Und als Robert Habeck “Lützerath sei das falsch gewählte Symbol” sagte, war das nichts weiter als ein Versuch, die reale Bedeutung seiner klimafeindlichen Politik zu bagatellisieren. Nein, Lützerath ist kein Symbol, hier drunter steckt reale Kohle im Umfang von 280 Millionen Tonnen, die die Grünen für die realen Kapitalinteressen RWEs real abbaggern lassen und dabei eine ganz konkrete und erlebbare Klimakrise anheizen. Und das, trotz realer Wahlversprechen. Vielmehr wird deutlicher denn je: Lützerath ist die Achillesferse der Grünen. Das Dorf steht wortwörtlich am Rande des Abgrunds und die Grünen sind kurz davor, mit Lützerath ihre Wahlversprechen und Glaubwürdigkeit zu opfern.

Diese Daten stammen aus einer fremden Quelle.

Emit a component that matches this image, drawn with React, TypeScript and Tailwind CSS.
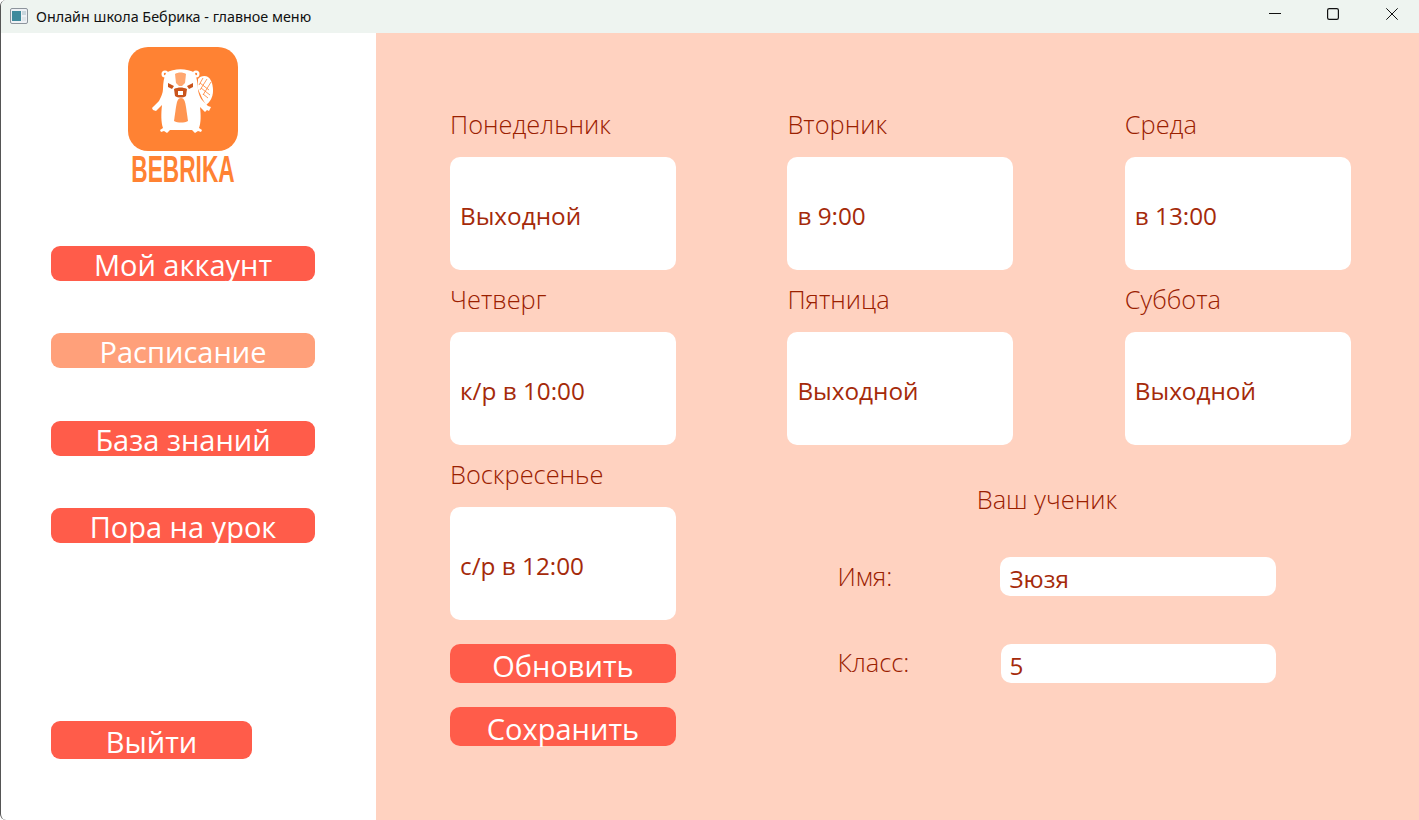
const days = [
  { name: "Понедельник", value: "Выходной" },
  { name: "Вторник", value: "в 9:00" },
  { name: "Среда", value: "в 13:00" },
  { name: "Четверг", value: "к/р в 10:00" },
  { name: "Пятница", value: "Выходной" },
  { name: "Суббота", value: "Выходной" },
];

function BeaverLogo() {
  return (
    <svg viewBox="0 0 110 104" className="h-[104px] w-[110px]">
      <rect width="110" height="104" rx="20" fill="#ff8233" />
      {/* tail */}
      <path d="M70 32c2-3 7-4 10-2 4 3 5 9 5 14 0 6-3 11-7 14l-4-7-4-9z" fill="#fff" />
      <path d="M72 36l9 7M73 41l9 7M75 47l5 4M79 32l-7 11M83 35l-8 13M75 31l-4 7" stroke="#ff8233" strokeWidth="0.8" fill="none" />
      {/* ears */}
      <circle cx="37" cy="27" r="3.5" fill="#fff" />
      <circle cx="68" cy="27" r="3.5" fill="#fff" />
      <circle cx="37" cy="27" r="1.2" fill="#ff8233" />
      <circle cx="68" cy="27" r="1.2" fill="#ff8233" />
      {/* body */}
      <path d="M38 26C46 21 59 21 67 26C69 32 70 38 70 43C71 48 72 50 74 53L80 59L83 60L82 62L81 64L79 63L77 65L74 62L72 60C73 68 73 76 71 81L74 83L73 85L70 84L67 86L64 83L42 83L39 86L36 84L33 85L32 83L35 81C33 75 33 67 34 58L30 62L28 64L25 63L24 61L26 59L31 54C33 50 35 46 35 42C35 36 36 30 38 26Z" fill="#fff" />
      {/* head markings */}
      <path d="M47 27c3-2 8-2 11 0l-1 9-3 3h-3l-3-3z" fill="#ff8233" opacity="0.7" />
      <path d="M40 36l6 3-2 3-4-2zM65 36l-6 3 2 3 4-2z" fill="#c9541c" />
      <path d="M46 42c4-2 9-2 13 0l-1 7c-3 2-8 2-11 0z" fill="#c9541c" />
      <rect x="50" y="44" width="5" height="4" fill="#fff" />
      {/* belly */}
      <path d="M53 51c3 0 4 3 5 9l2 14c-4 2-10 2-14 0l2-14c1-6 2-9 5-9z" fill="#ff8233" opacity="0.85" />
    </svg>
  );
}

function NavButton({ label, muted }: { label: string; muted?: boolean }) {
  return (
    <button
      className={`h-[35px] w-[264px] rounded-[9px] text-center text-[29px] leading-[38px] text-white ${
        muted ? "bg-[#ffa07a]" : "bg-[#ff5c4a]"
      }`}
    >
      {label}
    </button>
  );
}

function DayCard({ name, value }: { name: string; value: string }) {
  return (
    <div className="w-[226px]">
      <div className="h-[35px] text-[25.4px] font-light leading-[33px] text-[#9a2000]">{name}</div>
      <div className="mt-[14px] flex h-[113px] items-center rounded-[10px] bg-white pl-[10px] pt-[5px] text-[24.3px] text-[#a52a0a]">
        {value}
      </div>
    </div>
  );
}

function StudentRow({ label, value, second }: { label: string; value: string; second?: boolean }) {
  return (
    <div className="flex h-[39px] items-center">
      <div className={`w-[163px] text-[25.4px] font-light leading-[33px] text-[#9a2000] ${second ? "mb-[3px]" : "mb-[1px]"}`}>
        {label}
      </div>
      <div
        className={`flex h-[39px] items-center rounded-[10px] bg-white pt-[6px] text-[24.3px] text-[#a52a0a] ${
          second ? "ml-[1px] w-[275px] pl-[8px]" : "w-[276px] pl-[9px]"
        }`}
      >
        {value}
      </div>
    </div>
  );
}

export default function App() {
  return (
    <div className="flex h-[820px] w-[1419px] flex-col overflow-hidden rounded-l-[6px] border-l border-[#555] bg-white font-['Open_Sans','Noto_Sans',sans-serif]">
      <header className="flex h-[33px] shrink-0 items-center justify-between bg-[#eef4f0] pl-[9px] pr-[21px]">
        <div className="flex items-center gap-[8px]">
          <svg viewBox="0 0 18 16" className="h-[16px] w-[18px]">
            <rect x="0.5" y="0.5" width="17" height="15" rx="1.5" fill="#eef1f5" stroke="#8d949c" />
            <rect x="2" y="3" width="9" height="10" fill="#3f8a9c" />
            <rect x="12" y="3" width="4" height="4" fill="#c9d6dd" />
            <rect x="12" y="9" width="4" height="4" fill="#dfe6ea" />
          </svg>
          <span className="font-['Noto_Sans',sans-serif] text-[14.35px] text-[#111]">Онлайн школа Бебрика - главное меню</span>
        </div>
        <div className="flex items-center pb-[5px]">
          <svg viewBox="0 0 12 12" className="h-[12px] w-[12px]">
            <path d="M0 5.5H12" stroke="#111" strokeWidth="1" />
          </svg>
          <svg viewBox="0 0 12 12" className="ml-[46px] h-[12px] w-[12px]">
            <rect x="0.6" y="0.6" width="10.8" height="10.8" rx="1.6" fill="none" stroke="#111" strokeWidth="1.2" />
          </svg>
          <svg viewBox="0 0 12 12" className="ml-[47px] h-[12px] w-[12px]">
            <path d="M0.3 0.3L11.7 11.7M11.7 0.3L0.3 11.7" stroke="#111" strokeWidth="1" />
          </svg>
        </div>
      </header>

      <div className="flex min-h-0 flex-1">
        <aside className="flex w-[375px] shrink-0 flex-col pl-[50px] pt-[14px]">
          <div className="flex w-[264px] flex-col items-center">
            <BeaverLogo />
            <div className="mt-[2px] h-[33px] origin-center scale-x-[0.63] whitespace-nowrap font-['Liberation_Sans',sans-serif] text-[36px] font-bold leading-[33px] text-[#ff8233]">
              BEBRIKA
            </div>
          </div>
          <nav className="mt-[59.5px] flex flex-col gap-[52.5px]">
            <NavButton label="Мой аккаунт" />
            <NavButton label="Расписание" muted />
            <NavButton label="База знаний" />
            <NavButton label="Пора на урок" />
          </nav>
          <button className="mt-[177.5px] h-[38px] w-[201px] rounded-[9px] bg-[#ff5c4a] text-[29px] leading-[41px] text-white">
            Выйти
          </button>
        </aside>

        <main className="flex-1 bg-[#ffd2c0] pl-[74px] pt-[75px]">
          <div className="grid grid-cols-[226px_226px_226px] gap-x-[111.4px] gap-y-[13px]">
            {days.map((d) => (
              <DayCard key={d.name} name={d.name} value={d.value} />
            ))}
            <div className="w-[226px]">
              <DayCard name="Воскресенье" value="с/р в 12:00" />
              <div className="mt-[24px] flex flex-col gap-[24px]">
                <button className="h-[39px] rounded-[10px] bg-[#ff5c4a] text-[29px] leading-[44px] text-white">Обновить</button>
                <button className="h-[39px] rounded-[10px] bg-[#ff5c4a] text-[29px] leading-[44px] text-white">Сохранить</button>
              </div>
            </div>
            <div className="col-span-2 pl-[50px] pt-[24px]">
              <div className="w-[419px] text-center text-[25.4px] font-light leading-[35px] text-[#9a2000]">Ваш ученик</div>
              <div className="mt-[40px] flex flex-col gap-[48px]">
                <StudentRow label="Имя:" value="Зюзя" />
                <StudentRow label="Класс:" value="5" second />
              </div>
            </div>
          </div>
        </main>
      </div>
    </div>
  );
}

Die Freiheitsliebe: Bei den Protesten selbst kam es zu verschiedenen Fällen von Polizeigewalt, hat euch das Ausmaß überrascht? Was bedeutet diese Härte für die Klimabewegung?

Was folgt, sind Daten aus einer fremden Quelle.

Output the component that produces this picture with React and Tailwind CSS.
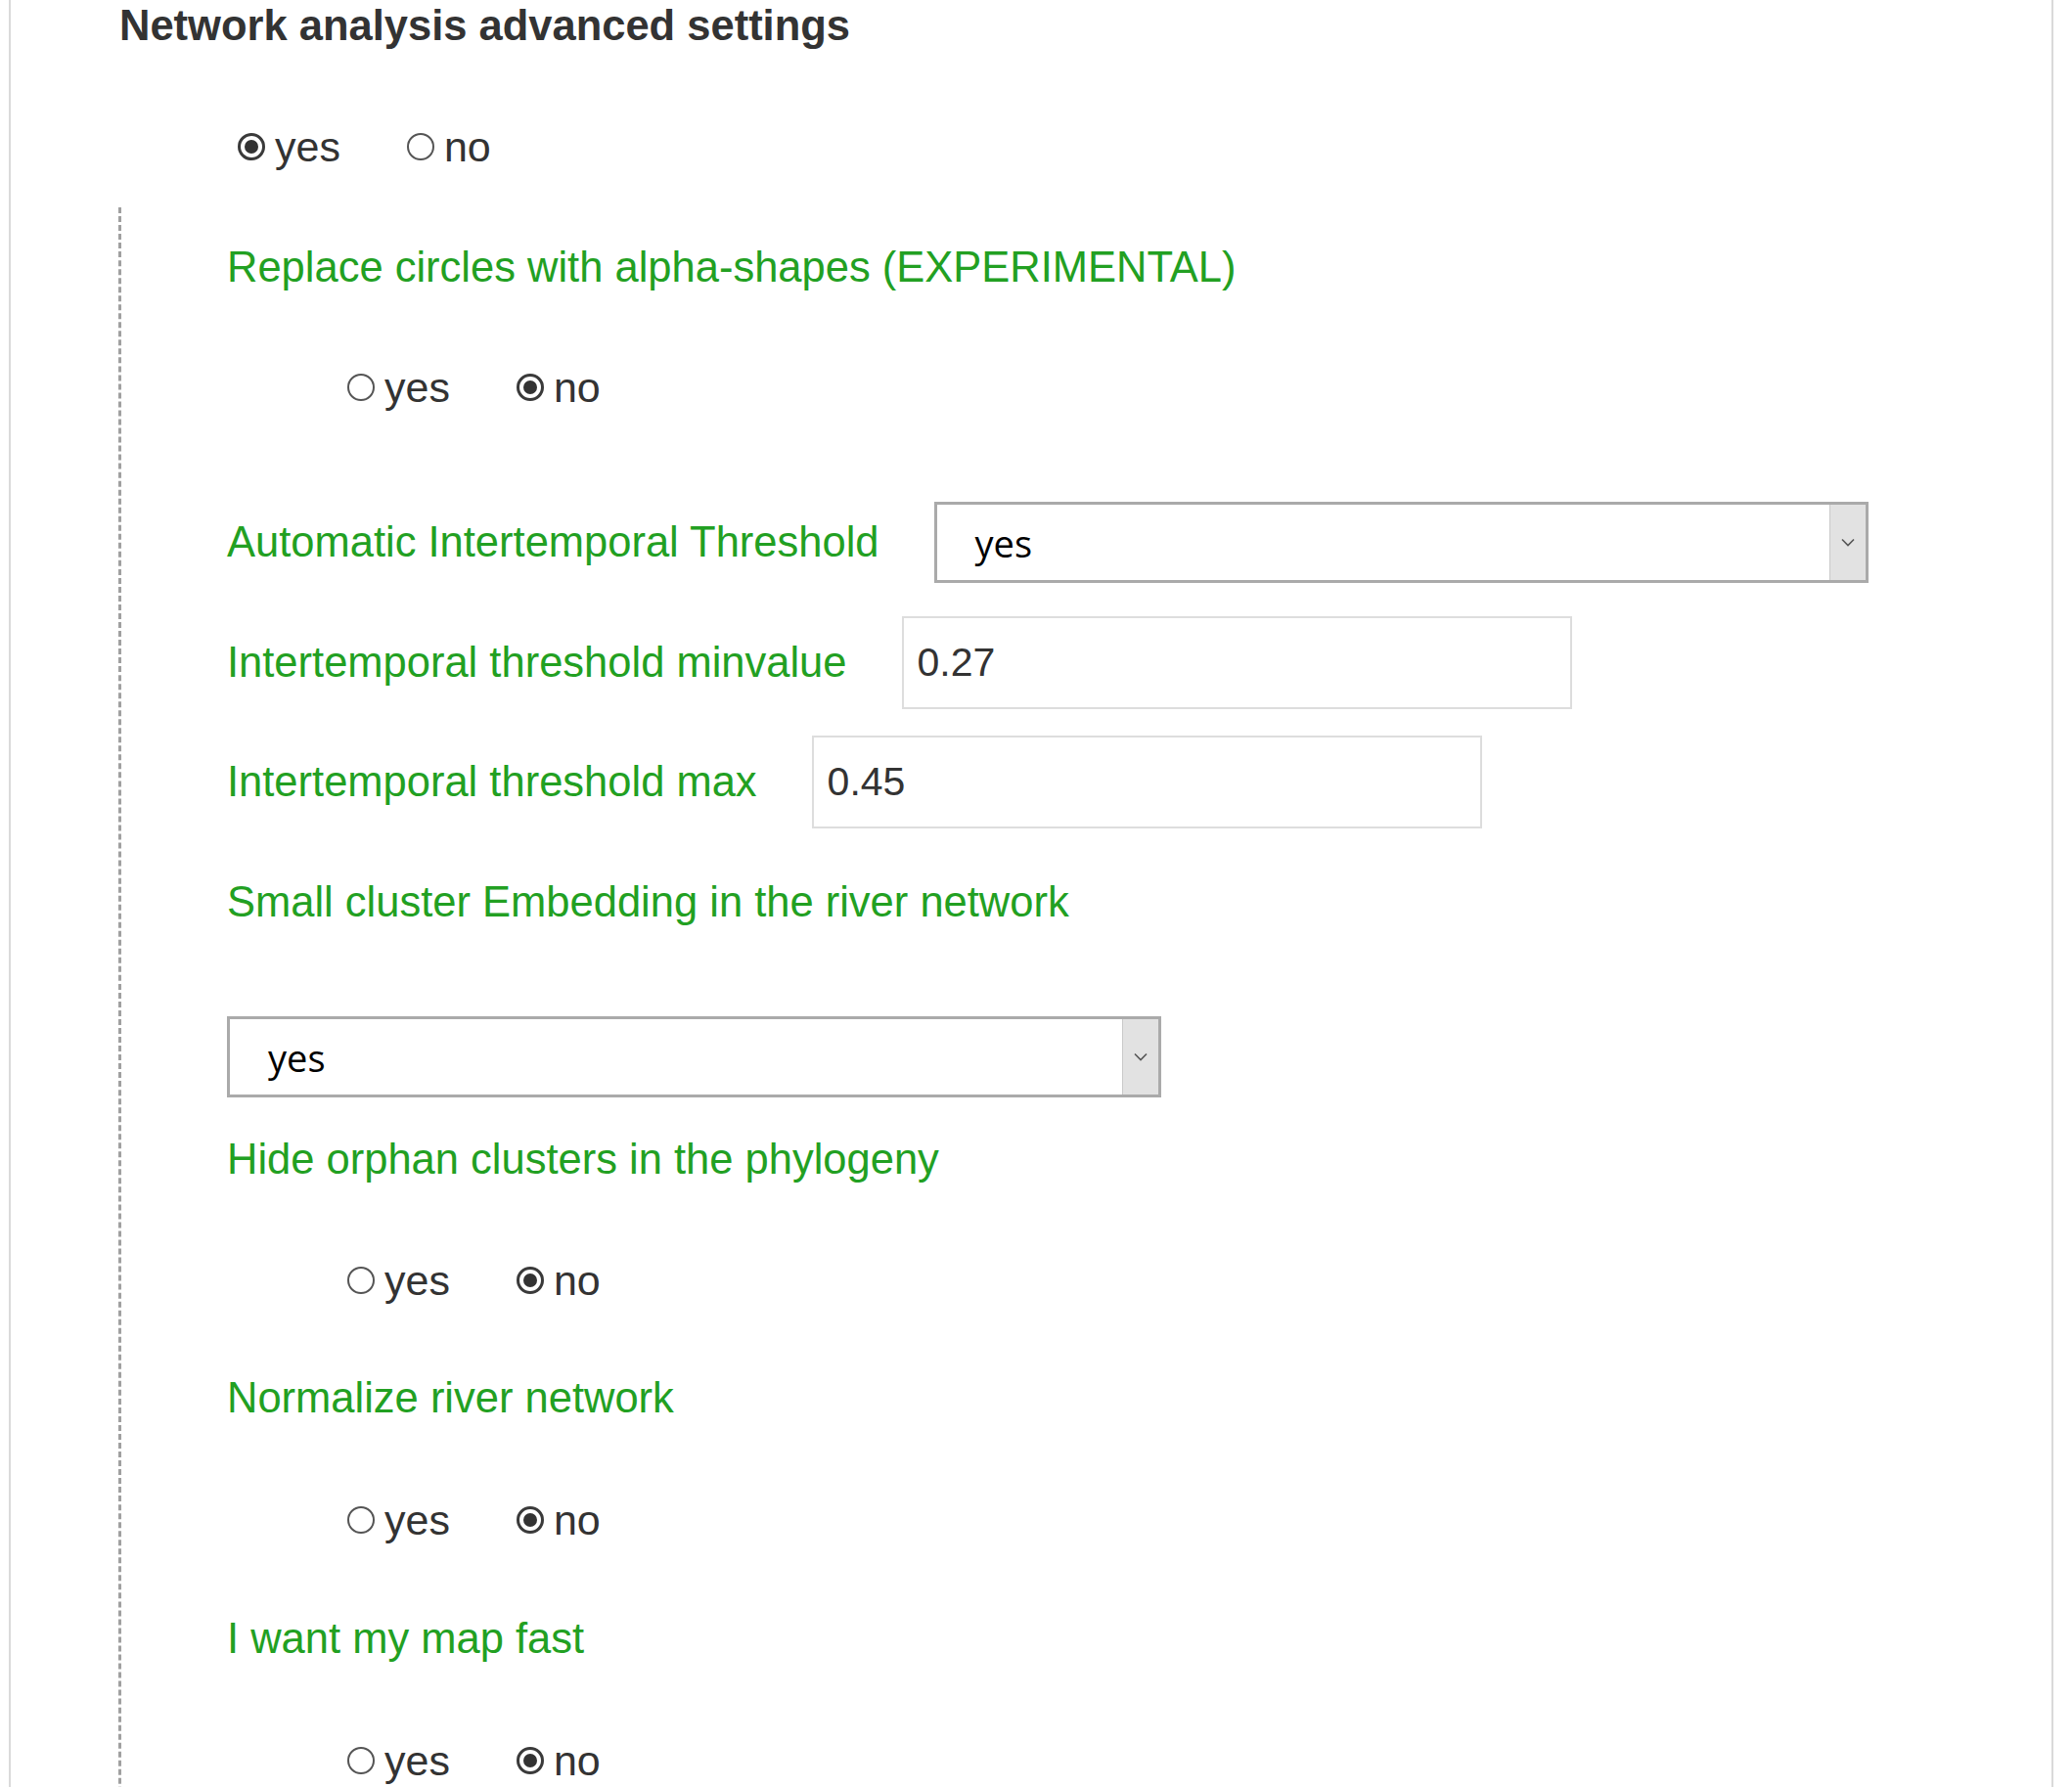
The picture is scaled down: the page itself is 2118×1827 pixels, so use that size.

Elisa Baş: Der Polizeieinsatz ähnelt in ihrer Aggression dem im Hambacher Forst. Damals ist aufgrund der rabiaten und eskalierenden Herangehensweise der Polizei ein Journalist aus einem Baumhaus gestürzt und gestorben, im Nachhinein wurde die Räumung des Hambis als rechtswidrig erklärt. Bei der Räumung von Lützerath wurde in Kauf genommen, dass Menschen aus mehreren Metern Höhe stürzen könnten, nur mit Glück konnte sich ein Baumbesetzer in letzter Sekunde an einem Stamm festhalten. Und auch Samstag sind anlässlich der Großdemo unzählige Demonstrierende aggressiv verprügelt worden, teils krankenhausreif. Wie sich die Polizei in Reih und Glied aufgestellt hat, um brüllend auf Demonstrant*innen loszugehen, die den Nachhauseweg von der angemeldeten Demo antraten, ist nicht zu rechtfertigen. Die Folgeschäden für die Verletzten sind aktuell nicht absehbar. Ein unmissverständliches Zeichen ging aus dieser eskalierenden Räumung und dem Umgang mit Demonstrierenden allerdings hervor: Kapitalinteressen haben auch inmitten der eskalierenden Klimakrise Vorrang für die Regierung und diese Interessen werden im Zweifel mit aller Härte durchgeprügelt.
Die Freiheitsliebe: Was sind die nächsten Schritte?
Elisa Baş: Am Dienstag, 17.01. gab es eine eine vielfältige Massenaktion des Aktionsbündnis „Lützerath Unräumbar“, bei dem u.a. Kohlebagger besetzt wurden. Weil auf die Politik kein Verlass ist, bleibt Klimagerechtigkeit auch weiterhin Handarbeit. Wir haben in Lützerath gezeigt, dass wir auch unter den widrigsten Bedingungen, bei starkem Regen, kräftigem Wind und im Matsch maschierend, nicht aufzuhalten sind. Und solange die Ampel-Regierung am fossilen und ausbeuterischen Status Quo festhält, der sich über die 1,5 Grenze hinwegsetzt, nimmt sie mit Vorsatz weitere Klimatote sowie irreversible Schäden am Ökosystem weiter in Kauf. Wir stellen uns am 3.3., am Tag des nächsten globalen Klimastreiktags, dieser Brutalität in den Weg und erkämpfen Klimagerechtigkeit.
Die Freiheitsliebe: Danke dir für das Gespräch.